=== WRITTEN INSTRUCTION ===
Locate the word "this" in the material, then show every line that holds it.

-----

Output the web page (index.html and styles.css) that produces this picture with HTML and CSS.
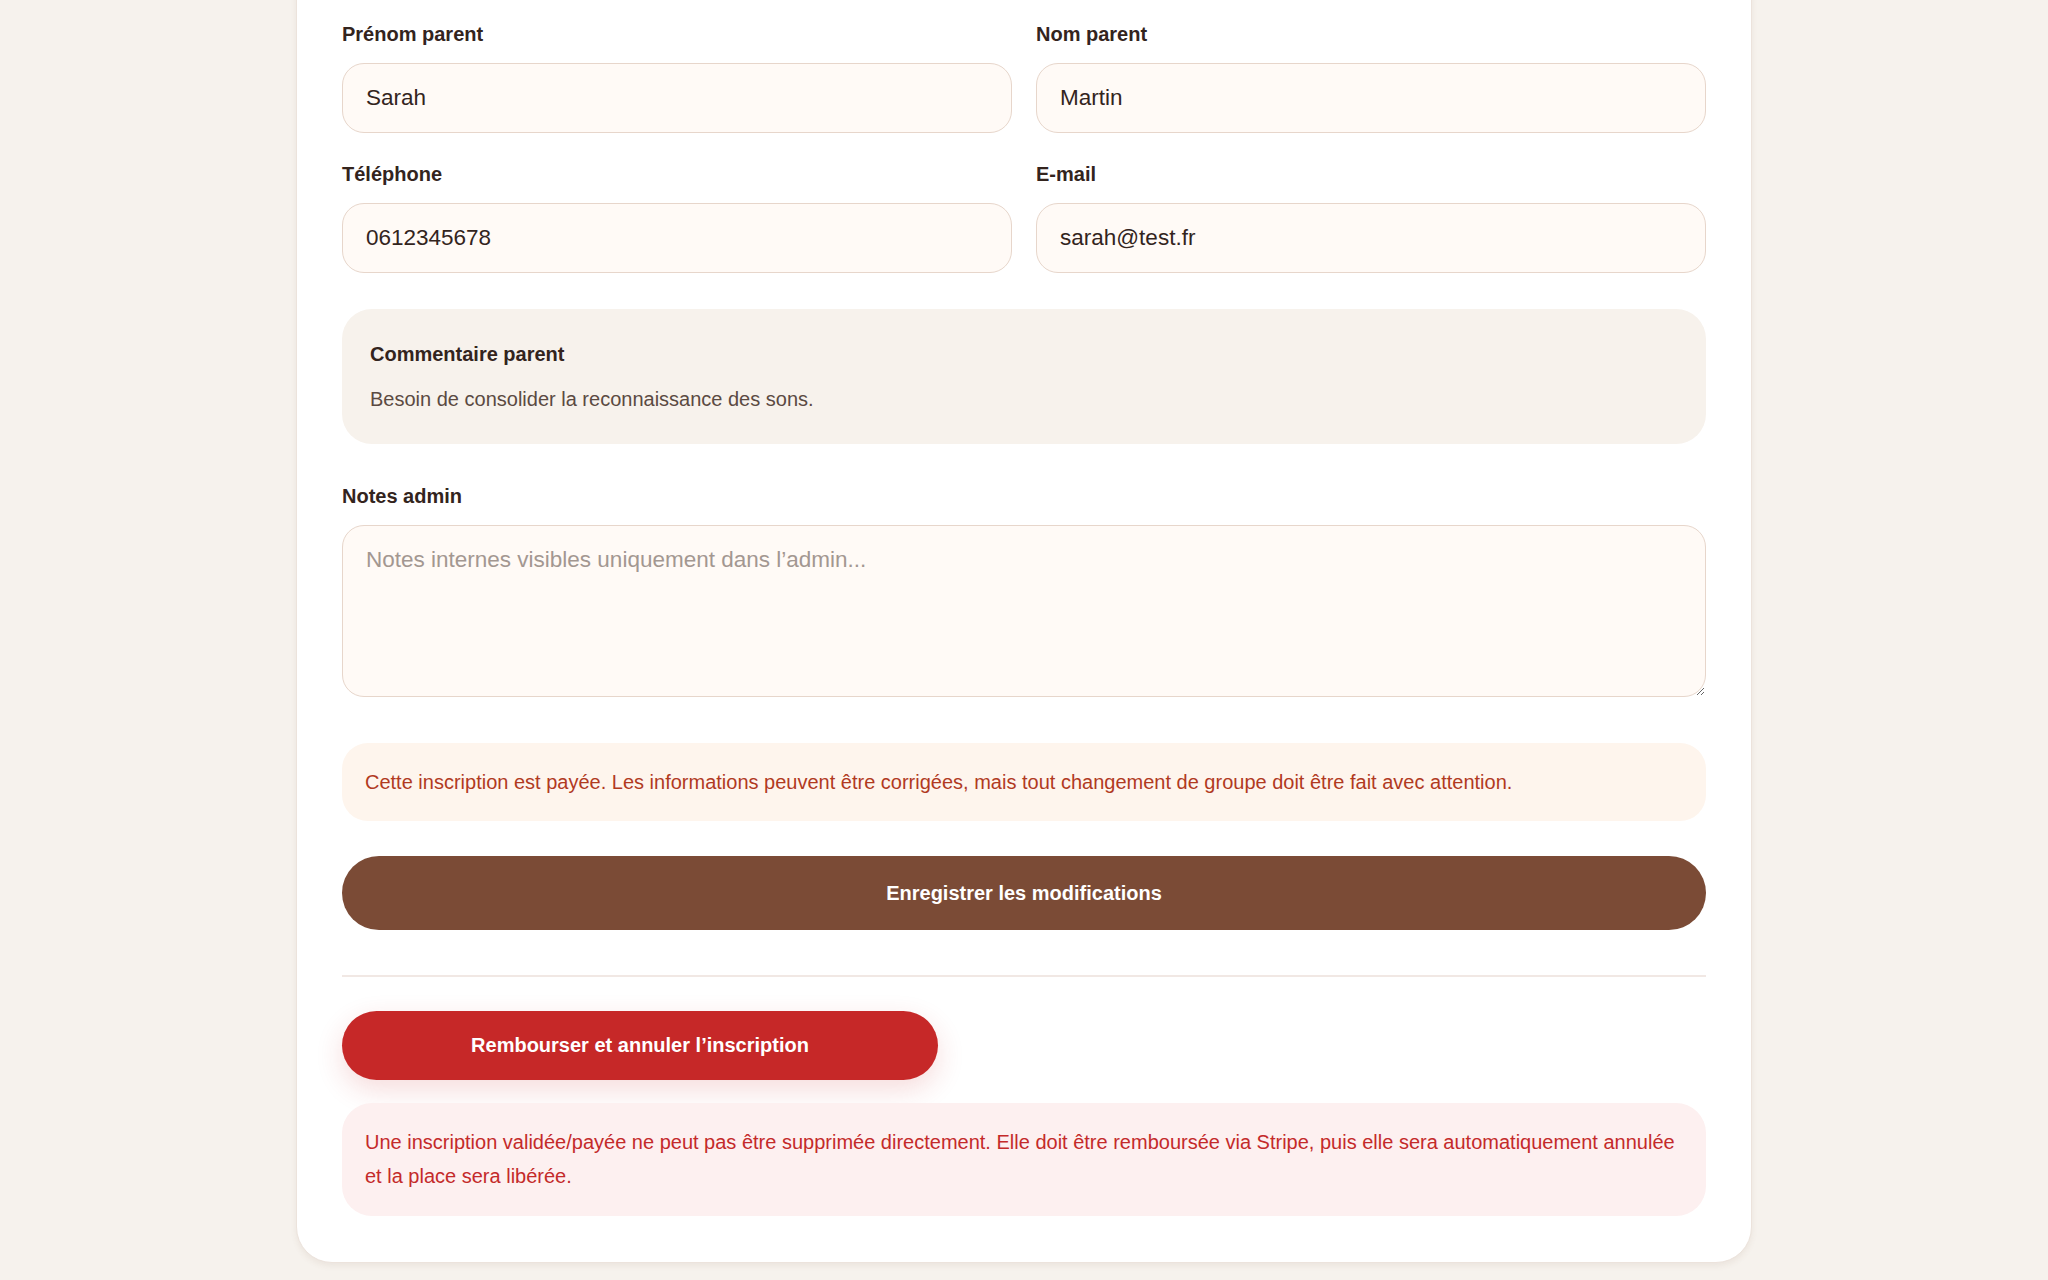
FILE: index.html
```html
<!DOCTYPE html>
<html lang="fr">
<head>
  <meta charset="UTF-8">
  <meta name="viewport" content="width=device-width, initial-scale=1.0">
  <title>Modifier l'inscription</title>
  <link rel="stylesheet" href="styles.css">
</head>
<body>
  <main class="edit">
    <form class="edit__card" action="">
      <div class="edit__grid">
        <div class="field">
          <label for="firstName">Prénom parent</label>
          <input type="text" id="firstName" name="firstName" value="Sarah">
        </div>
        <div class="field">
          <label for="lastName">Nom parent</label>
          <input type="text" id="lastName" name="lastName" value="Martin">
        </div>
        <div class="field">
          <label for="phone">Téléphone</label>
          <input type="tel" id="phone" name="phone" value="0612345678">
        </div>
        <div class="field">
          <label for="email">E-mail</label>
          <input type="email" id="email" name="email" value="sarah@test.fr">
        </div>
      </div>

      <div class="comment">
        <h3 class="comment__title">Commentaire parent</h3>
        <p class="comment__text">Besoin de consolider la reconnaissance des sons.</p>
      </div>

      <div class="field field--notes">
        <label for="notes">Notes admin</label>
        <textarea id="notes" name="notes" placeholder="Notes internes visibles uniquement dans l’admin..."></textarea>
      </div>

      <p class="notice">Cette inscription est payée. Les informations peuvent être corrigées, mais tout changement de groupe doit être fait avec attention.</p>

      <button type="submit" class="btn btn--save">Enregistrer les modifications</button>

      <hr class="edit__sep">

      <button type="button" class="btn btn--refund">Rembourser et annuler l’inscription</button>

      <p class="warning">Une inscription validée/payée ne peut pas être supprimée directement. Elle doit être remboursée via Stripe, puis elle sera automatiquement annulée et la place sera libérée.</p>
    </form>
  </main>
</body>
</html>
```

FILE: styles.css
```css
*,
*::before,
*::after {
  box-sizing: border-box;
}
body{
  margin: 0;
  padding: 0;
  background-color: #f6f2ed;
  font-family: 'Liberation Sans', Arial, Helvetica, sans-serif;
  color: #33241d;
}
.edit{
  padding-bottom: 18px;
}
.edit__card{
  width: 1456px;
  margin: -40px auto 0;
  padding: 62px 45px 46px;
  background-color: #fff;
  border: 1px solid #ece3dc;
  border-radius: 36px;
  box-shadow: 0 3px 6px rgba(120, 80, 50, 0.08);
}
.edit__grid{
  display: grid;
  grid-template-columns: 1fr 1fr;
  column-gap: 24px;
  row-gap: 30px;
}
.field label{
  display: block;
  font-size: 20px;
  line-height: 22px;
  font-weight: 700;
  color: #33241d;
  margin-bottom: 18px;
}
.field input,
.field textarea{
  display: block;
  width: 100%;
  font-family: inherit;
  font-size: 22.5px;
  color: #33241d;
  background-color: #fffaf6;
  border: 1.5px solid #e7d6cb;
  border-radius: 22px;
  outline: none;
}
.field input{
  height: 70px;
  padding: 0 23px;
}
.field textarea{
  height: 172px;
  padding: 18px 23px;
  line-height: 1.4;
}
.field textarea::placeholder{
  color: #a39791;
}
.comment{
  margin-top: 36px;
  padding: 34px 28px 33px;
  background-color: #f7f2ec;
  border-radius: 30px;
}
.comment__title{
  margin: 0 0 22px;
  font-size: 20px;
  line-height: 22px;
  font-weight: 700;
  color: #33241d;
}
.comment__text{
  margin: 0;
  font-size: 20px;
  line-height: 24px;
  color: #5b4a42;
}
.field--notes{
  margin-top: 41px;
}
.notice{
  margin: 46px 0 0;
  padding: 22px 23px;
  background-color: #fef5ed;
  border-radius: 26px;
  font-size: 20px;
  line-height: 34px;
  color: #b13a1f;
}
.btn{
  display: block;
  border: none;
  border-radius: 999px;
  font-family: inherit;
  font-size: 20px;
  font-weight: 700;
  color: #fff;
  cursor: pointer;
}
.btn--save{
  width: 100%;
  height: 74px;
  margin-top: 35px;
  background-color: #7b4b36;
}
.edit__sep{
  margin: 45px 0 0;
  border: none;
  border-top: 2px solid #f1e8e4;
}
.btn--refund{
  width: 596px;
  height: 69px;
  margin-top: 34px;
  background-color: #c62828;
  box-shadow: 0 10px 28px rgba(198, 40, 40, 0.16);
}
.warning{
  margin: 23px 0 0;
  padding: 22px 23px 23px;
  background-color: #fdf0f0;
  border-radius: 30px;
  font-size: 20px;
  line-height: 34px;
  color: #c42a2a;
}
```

-----

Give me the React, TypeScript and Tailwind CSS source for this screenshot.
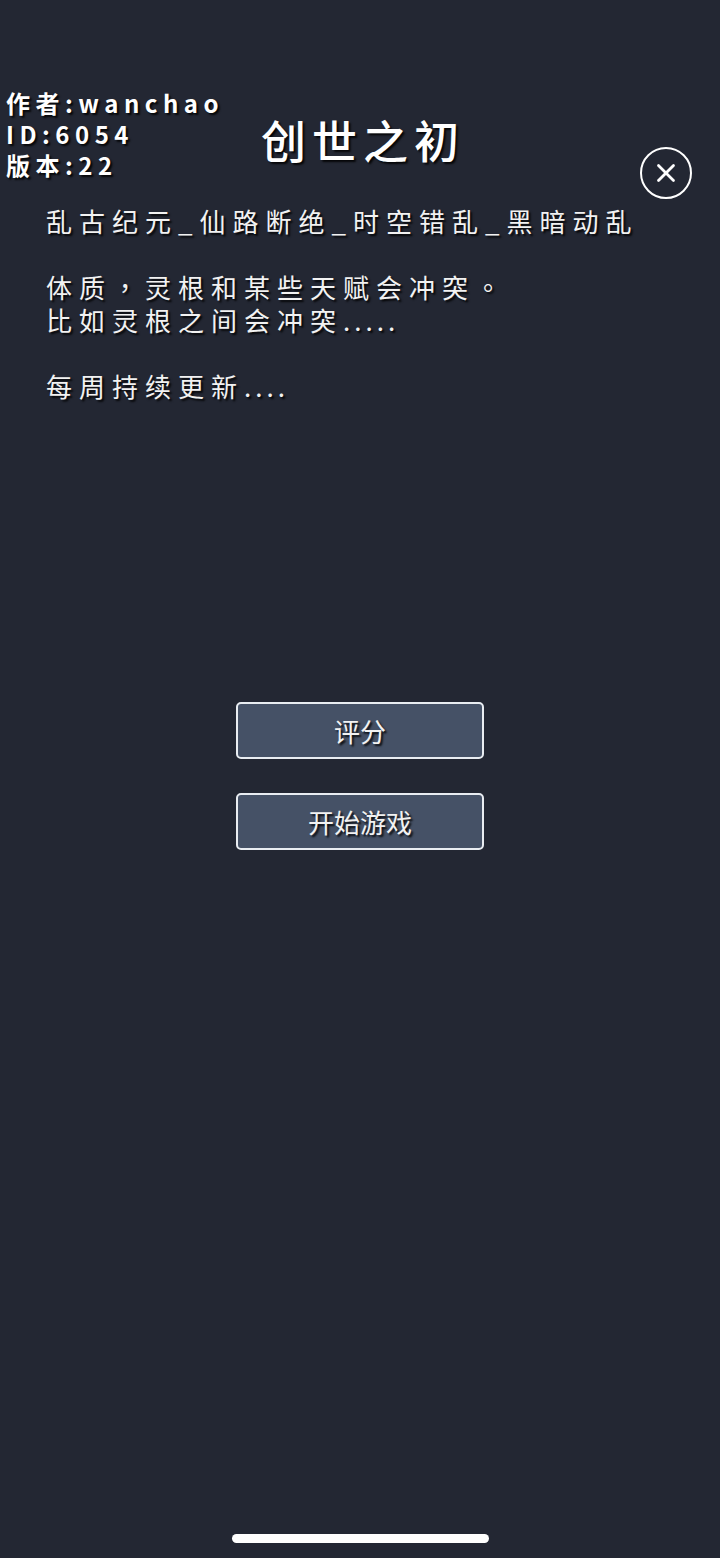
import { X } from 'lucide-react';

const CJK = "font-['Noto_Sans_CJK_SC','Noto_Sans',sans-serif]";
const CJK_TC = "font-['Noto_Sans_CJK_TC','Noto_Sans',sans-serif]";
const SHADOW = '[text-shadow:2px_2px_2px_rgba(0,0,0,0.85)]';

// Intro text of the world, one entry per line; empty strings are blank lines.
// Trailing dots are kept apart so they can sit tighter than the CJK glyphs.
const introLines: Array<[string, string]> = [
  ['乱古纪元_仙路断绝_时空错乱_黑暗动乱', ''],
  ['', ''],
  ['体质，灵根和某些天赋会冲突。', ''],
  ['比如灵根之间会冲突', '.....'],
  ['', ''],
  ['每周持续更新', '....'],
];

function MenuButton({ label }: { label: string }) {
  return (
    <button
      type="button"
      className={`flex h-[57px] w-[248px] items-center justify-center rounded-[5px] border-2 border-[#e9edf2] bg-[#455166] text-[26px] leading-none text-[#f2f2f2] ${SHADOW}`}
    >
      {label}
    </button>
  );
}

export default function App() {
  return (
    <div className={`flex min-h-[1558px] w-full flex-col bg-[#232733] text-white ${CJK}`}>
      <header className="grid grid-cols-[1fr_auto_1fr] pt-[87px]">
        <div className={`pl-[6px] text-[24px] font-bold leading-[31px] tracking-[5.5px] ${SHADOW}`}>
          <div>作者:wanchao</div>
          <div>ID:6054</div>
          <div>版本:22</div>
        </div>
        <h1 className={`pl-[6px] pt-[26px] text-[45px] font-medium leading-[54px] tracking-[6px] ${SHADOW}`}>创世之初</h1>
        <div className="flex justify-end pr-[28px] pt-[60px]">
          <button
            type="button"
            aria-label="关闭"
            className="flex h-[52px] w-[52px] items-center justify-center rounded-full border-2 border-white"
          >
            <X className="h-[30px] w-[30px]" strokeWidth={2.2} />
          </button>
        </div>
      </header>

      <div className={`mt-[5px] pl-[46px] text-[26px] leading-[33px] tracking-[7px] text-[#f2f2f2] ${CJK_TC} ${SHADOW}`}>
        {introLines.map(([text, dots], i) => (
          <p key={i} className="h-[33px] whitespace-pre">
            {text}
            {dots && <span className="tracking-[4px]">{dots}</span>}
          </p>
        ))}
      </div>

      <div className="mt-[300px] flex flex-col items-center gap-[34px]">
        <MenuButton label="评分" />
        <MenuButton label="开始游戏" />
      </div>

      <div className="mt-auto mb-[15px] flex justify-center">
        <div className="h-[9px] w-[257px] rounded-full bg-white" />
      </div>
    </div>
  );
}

-----

=== OUTPUT OF THE TASK ===
Output the web page (index.html and styles.css) that produces this picture with HTML and CSS.
Give me the React, TypeScript and Tailwind CSS source for this screenshot.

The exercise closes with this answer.